Eso sí, los personajes resultan realmente interesantes, completamente desfasados, y muchos de los diálogos son hilarante y francamente brillantes. Debo destacar las bromas gays hacia el personaje que interpreta Josh Brolin, “BigFoot”, y esos helados y plátanos que come, chupa y lame compulsivamente.

Son numerosas las referencias culturales y religiosas. En las últimas se pretende la perversión, ese filtro psicodélico que rezuma toda la película. Observen los homenajes y referencias a la Torre de Babel o “La última cena”. Por supuesto, como en toda trama negra que se precie, habrá mucho sexo. A destacar la erótica escena entre “Doc” y Shasta.

A pesar de estas transgresiones y perversiones del relato clásico negro, la película conserva su esencia, entroncando con clásicos como “Chinatown” (Roman Polanski, 1974), “Adiós muñeca” (Dick Richards, 1975), “El sueño eterno” (Howard Hawks, 1946)… e incluso visiones actualizadas como “Un largo adiós” (1973) de Robert Altman. Mucho Hammett y Chandler.




Anderson no renuncia a muchos de sus temas, como la naturaleza de la realidad, en esa visión tergiversada de la misma plasmada desde el punto de vista de una época y sus personajes; la irrealidad filtrada; los conflictos paterno-filiales… sirviéndose de las ideas e historias pynchonianas.

La estética, desde la fotografía al vestuario y los decorados, puramente setentera, es extraordinaria, uno de los elementos más conseguidos de la cinta, que logra no sólo que nos transportemos a aquella época, sino que la sintamos.

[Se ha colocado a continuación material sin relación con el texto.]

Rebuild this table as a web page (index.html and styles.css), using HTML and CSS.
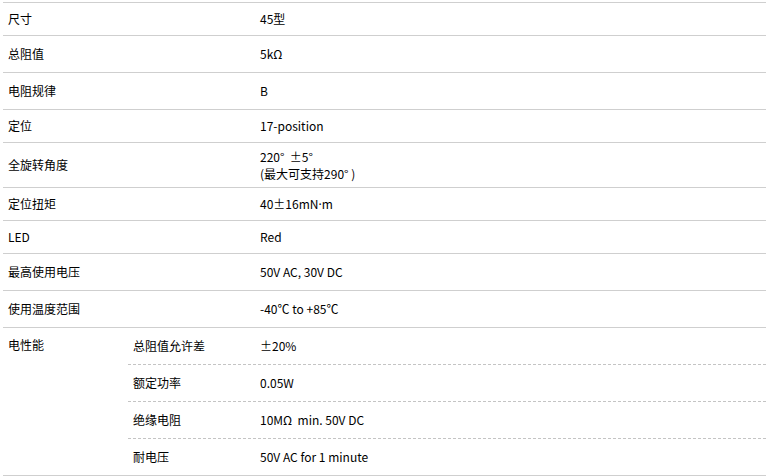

Una película confusa, extraña, aparentemente deslavazada, con un juego de relaciones entre personajes tan surrealista como fascinante, de narrativa digresiva y poco cohesionada, repleta de personajes gratuitos que vienen y van, pero que lejos de resultar frívola esconde un poso nostálgico y profundo de fondo con la pérdida de la inocencia de una nación tras Vietnam. Un tono nostálgico que también rezuma el personaje protagonista y que lo acompaña hasta la conclusión.

Un ejemplo de esa calidad y enjundia que se presenta disimulada, la tenemos en la escena de Doc y Shasta protegiéndose de la lluvia, agarrándose a un momento y un tiempo que va desvaneciéndose, ya saben, como lágrimas en la lluvia, pero perdurable en la memoria.

No es para todos los públicos, pero merece la pena.